— Begin Stored data —

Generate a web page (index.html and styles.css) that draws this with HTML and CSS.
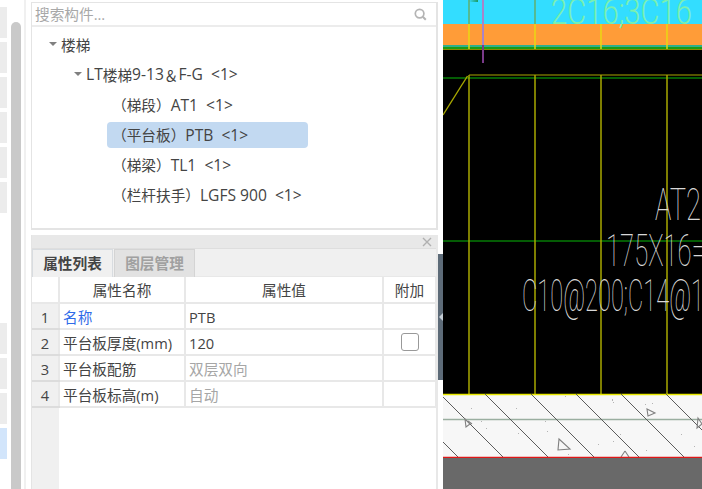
FILE: index.html
```html
<!DOCTYPE html>
<html lang="zh">
<head>
<meta charset="utf-8">
<title>楼梯</title>
<link rel="stylesheet" href="styles.css">
</head>
<body>
<div class="app">
  <aside class="rail">
    <div class="rail-items">
      <div class="rail-group">
        <i></i><i></i><i></i><i></i><i></i><i></i>
      </div>
      <div class="rail-group rail-group-low">
        <i></i><i></i><i></i><i class="on"></i>
      </div>
    </div>
    <div class="rail-scroll"></div>
    <div class="rail-line"></div>
  </aside>

  <main class="side">
    <section class="tree-panel">
      <div class="search">
        <span class="search-text">搜索构件...</span>
        <svg class="search-icon" width="13" height="13" viewBox="0 0 13 13"><circle cx="5.6" cy="5.6" r="4.3" fill="none" stroke="#b4b4b4" stroke-width="1.7"/><path d="M8.8 8.8 11.8 11.8" stroke="#b4b4b4" stroke-width="2"/></svg>
      </div>
      <ul class="tree">
        <li class="node lv0"><span class="caret"></span>楼梯</li>
        <li class="node lv1"><span class="caret"></span><span class="lat">LT</span>楼梯<span class="lat">9-13</span>＆<span class="lat">F-G  &lt;1&gt;</span></li>
        <li class="node lv2"><span class="pill">（梯段）<span class="lat">AT1  &lt;1&gt;</span></span></li>
        <li class="node lv2"><span class="pill selected">（平台板）<span class="lat">PTB  &lt;1&gt;</span></span></li>
        <li class="node lv2"><span class="pill">（梯梁）<span class="lat">TL1  &lt;1&gt;</span></span></li>
        <li class="node lv2"><span class="pill">（栏杆扶手）<span class="lat">LGFS 900  &lt;1&gt;</span></span></li>
      </ul>
    </section>

    <section class="prop-panel">
      <div class="title-bar">
        <svg width="10" height="10" viewBox="0 0 10 10"><path d="M1 1 9 9M9 1 1 9" stroke="#b0b0b0" stroke-width="1.4"/></svg>
      </div>
      <div class="tabs">
        <div class="tab active">属性列表</div>
        <div class="tab">图层管理</div>
      </div>
      <table class="props">
        <colgroup><col class="c-n"><col class="c-name"><col class="c-val"><col class="c-add"></colgroup>
        <thead>
          <tr><th></th><th>属性名称</th><th>属性值</th><th>附加</th></tr>
        </thead>
        <tbody>
          <tr><td class="num">1</td><td class="link">名称</td><td>PTB</td><td></td></tr>
          <tr><td class="num">2</td><td>平台板厚度(mm)</td><td>120</td><td class="chk"><span class="box"></span></td></tr>
          <tr><td class="num">3</td><td>平台板配筋</td><td class="muted">双层双向</td><td></td></tr>
          <tr><td class="num">4</td><td>平台板标高(m)</td><td class="muted">自动</td><td></td></tr>
        </tbody>
      </table>
      <div class="gutter-fill"></div>
    </section>
  </main>

  <div class="splitter"><div class="handle"><span class="arrow"></span></div></div>

  <div class="cad">
    <svg width="259" height="489" viewBox="443 0 259 489">
      <rect x="443" y="0" width="259" height="489" fill="#000"/>
      <rect x="443" y="0" width="259" height="24" fill="#33ddff"/>
      <rect x="443" y="24" width="259" height="21" fill="#ff9c38"/>
      <rect x="443" y="45" width="259" height="2" fill="#2fb08c"/>
      <rect x="443" y="47" width="259" height="2" fill="#1d9a12"/>
      <rect x="443" y="49" width="259" height="1" fill="#8a8a00"/>
      <text class="cad-text top" x="551" y="24" textLength="141" lengthAdjust="spacingAndGlyphs">2C16;3C16</text>
      <g stroke="#e8dc10" stroke-width="1.4">
        <path d="M469 24V49M535 24V49M601 24V49M667 24V49"/>
      </g>
      <g stroke="#6fa040" stroke-width="1.4" opacity=".8">
        <path d="M469 0V24M535 0V24"/>
      </g>
      <path d="M469 1 478 0V2Z" fill="#1f9a60"/>
      <path d="M483 0V45" stroke="#a884c8" stroke-width="2"/>
      <path d="M483 45V63" stroke="#7a3a8a" stroke-width="2"/>

      <path d="M443 78H702M443 241H702" stroke="#08b808" stroke-width="1.2"/>
      <path d="M469 75H702" stroke="#a8a800" stroke-width="1.2"/>
      <path d="M443 115 467.500 76" stroke="#a8a800" stroke-width="1.4"/>
      <path d="M469 75V394M535 75V394M601 75V394M667 75V394" stroke="#a8a800" stroke-width="1.5"/>

      <text class="cad-text" x="655" y="220" textLength="46" lengthAdjust="spacingAndGlyphs">AT2</text>
      <text class="cad-text" x="606" y="266" textLength="100" lengthAdjust="spacingAndGlyphs">175X16=</text>
      <text class="cad-text" x="522" y="311" textLength="182" lengthAdjust="spacingAndGlyphs">C10@200;C14@1</text>

      <rect x="443" y="394" width="259" height="63" fill="#f7f7f7"/>
      <path d="M443 394.500H702" stroke="#e8e800" stroke-width="1.4"/>
      <path d="M443 419.500H702" stroke="#9aaea0" stroke-width="1.6"/>
      <g stroke="#5c5c5c" stroke-width="1" fill="none">
        <path d="M395 394 458 457M440 394 503 457M485 394 548 457M531 394 594 457M576 394 639 457M621 394 684 457M666 394 729 457"/>
      </g>
      <g stroke="#808080" stroke-width="1.1" fill="none">
        <path d="M559 439 570 449 558 450Z"/>
        <path d="M647 409 655 413 648 416Z"/>
        <path d="M625 451 621 457M625 451 629 457"/>
        <path d="M698 418 702 424 697 428Z"/>
        <path d="M465 419 470 424 466 427Z"/>
        <path d="M468 421 472 424"/>
      </g>
      <g fill="#b4b4b4">
        <rect x="471" y="408" width="1" height="1"/><rect x="481" y="421" width="1" height="1"/><rect x="486" y="428" width="1" height="1"/>
        <rect x="516" y="408" width="1" height="1"/><rect x="518" y="433" width="1" height="1"/><rect x="545" y="421" width="1" height="1"/>
        <rect x="547" y="431" width="1" height="1"/><rect x="568" y="454" width="1" height="1"/><rect x="565" y="396" width="1" height="1"/>
        <rect x="612" y="399" width="1" height="2"/><rect x="613" y="402" width="1" height="1"/><rect x="645" y="404" width="1" height="1"/>
        <rect x="652" y="403" width="1" height="1"/><rect x="598" y="444" width="1" height="1"/><rect x="613" y="441" width="1" height="1"/>
        <rect x="620" y="434" width="1" height="1"/><rect x="646" y="450" width="1" height="1"/><rect x="694" y="446" width="1" height="1"/>
        <rect x="681" y="434" width="1" height="1"/>
      </g>
      <path d="M443 457.500H702" stroke="#e01818" stroke-width="1.4"/>
      <rect x="443" y="458" width="259" height="31" fill="#696969"/>
    </svg>
  </div>
</div>
</body>
</html>
```
FILE: styles.css
```css
* { box-sizing: border-box; }
html, body { margin: 0; padding: 0; height: 100%; }
body {
  background: #fff;
  font-family: "Open Sans", "Noto Sans CJK SC", sans-serif;
  font-size: 14.67px;
  color: #444;
  overflow: hidden;
}
.app { display: flex; width: 702px; height: 489px; }

/* left rail */
.rail { width: 31px; flex: none; display: flex; background: #fff; }
.rail-items { width: 7px; flex: none; display: flex; flex-direction: column; padding-top: 7px; }
.rail-group { display: flex; flex-direction: column; gap: 4px; }
.rail-group i { display: block; height: 31px; background: #ececec; }
.rail-group i.on { background: #d2e5fb; }
.rail-group-low { margin-top: 110px; }
.rail-scroll {
  width: 10px; margin: 22px 0 0 4px;
  background: #c9c9c9;
  border-radius: 5px 5px 0 0;
}
.rail-line { width: 2px; margin-left: 3px; background: #f0f0f0; }

/* main column */
.side { width: 407px; flex: none; display: flex; flex-direction: column; }
.tree-panel {
  height: 228px; margin-top: 2px;
  border: 1px solid #e4e4e4; border-width: 1px 2px 2px 1px;
  display: flex; flex-direction: column;
}
.search {
  height: 24px; flex: none;
  display: flex; align-items: center; justify-content: space-between;
  padding: 0 9px 0 3px;
  border-bottom: 2px solid #ececec;
}
.search-text { color: #a8a8a8; line-height: 22px; }
.search-icon { display: block; }
.tree { list-style: none; margin: 0; padding: 3px 0 0; }
.node { height: 30px; display: flex; align-items: center; white-space: pre; }
.lv0 { padding: 0 0 2px 17px; }
.lv1 { padding: 0 0 2px 42px; }
.lv2 { padding-left: 75px; }
.lat { font-size: 15.6px; }
.caret {
  width: 0; height: 0; flex: none; margin-right: 4px;
  border-left: 4px solid transparent; border-right: 4px solid transparent;
  border-top: 4px solid #808080;
}
.pill { height: 26px; line-height: 26px; display: block; padding: 0 4px 0 5px; border-radius: 4px; }
.pill.selected { background: #c2d9f1; width: 201px; }

/* properties */
.prop-panel {
  margin-top: 5px; flex: 1; min-height: 0;
  display: flex; flex-direction: column;
  border-right: 2px solid #e8e8e8; border-left: 1px solid #e4e4e4;
}
.title-bar {
  height: 14px; flex: none; background: #e8e8e8;
  border-bottom: 1px solid #dedede;
  display: flex; align-items: center; justify-content: flex-end; padding-right: 4px;
}
.tabs { height: 28px; flex: none; display: flex; background: #f0f0f0; border-bottom: 1px solid #e8e8e8; }
.tab {
  width: 81px; height: 28px; line-height: 27px; text-align: center;
  font-weight: 700; color: #a0a0a0; background: #e2e2e2;
  border: 1px solid #d4d4d4; border-width: 1px 1px 0 1px; margin-left: 1px;
}
.tab.active { color: #444; background: #f0f0f0; margin-left: 0; border-color: #d8dce0; }
.props { border-collapse: collapse; table-layout: fixed; width: 404px; flex: none; }
.c-n { width: 27px; } .c-name { width: 126px; } .c-val { width: 198px; } .c-add { width: 53px; }
.props th, .props td {
  height: 26px; padding: 1px 3px 0; border: 2px solid #e8e8e8; border-left-width: 2px;
  white-space: nowrap; overflow: hidden; font-weight: 400; line-height: 22px;
}
.props tr > :first-child { border-left: 0; }
.props th { text-align: center; }
.props thead th { border-top: 0; }
.num { background: #f0f0f0; text-align: center; border-bottom-color: #dcdcdc !important; }
.link { color: #2f6be8; }
.muted { color: #a6a6a6; }
.chk { text-align: center; padding: 0 !important; }
.box {
  display: block; width: 18px; height: 18px; margin: 0 auto;
  border: 1.5px solid #999; border-radius: 3px; background: #fff;
}
.gutter-fill { width: 27px; flex: 1; background: #f0f0f0; }

/* splitter */
.splitter { width: 5px; flex: none; background: #fff; padding-top: 254px; }
.handle {
  height: 126px; background: #5d6b78;
  display: flex; align-items: center; justify-content: center;
}
.arrow {
  width: 0; height: 0;
  border-top: 4px solid transparent; border-bottom: 4px solid transparent;
  border-right: 4px solid #c4ccd4;
}

/* CAD canvas */
.cad { width: 259px; flex: none; overflow: hidden; }
.cad svg { display: block; }
.cad-text { font-family: Roboto, "Liberation Sans", sans-serif; font-weight: 100; font-size: 44px; fill: #d8d8d8; }
.cad-text.top { fill: #7af0b0; font-size: 36px; font-weight: 300; }
```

— End Stored data —

From the listing above, copy every line that holds the string "index".

**Task result:**
Generate a web page (index.html and styles.css) that draws this with HTML and CSS.
FILE: index.html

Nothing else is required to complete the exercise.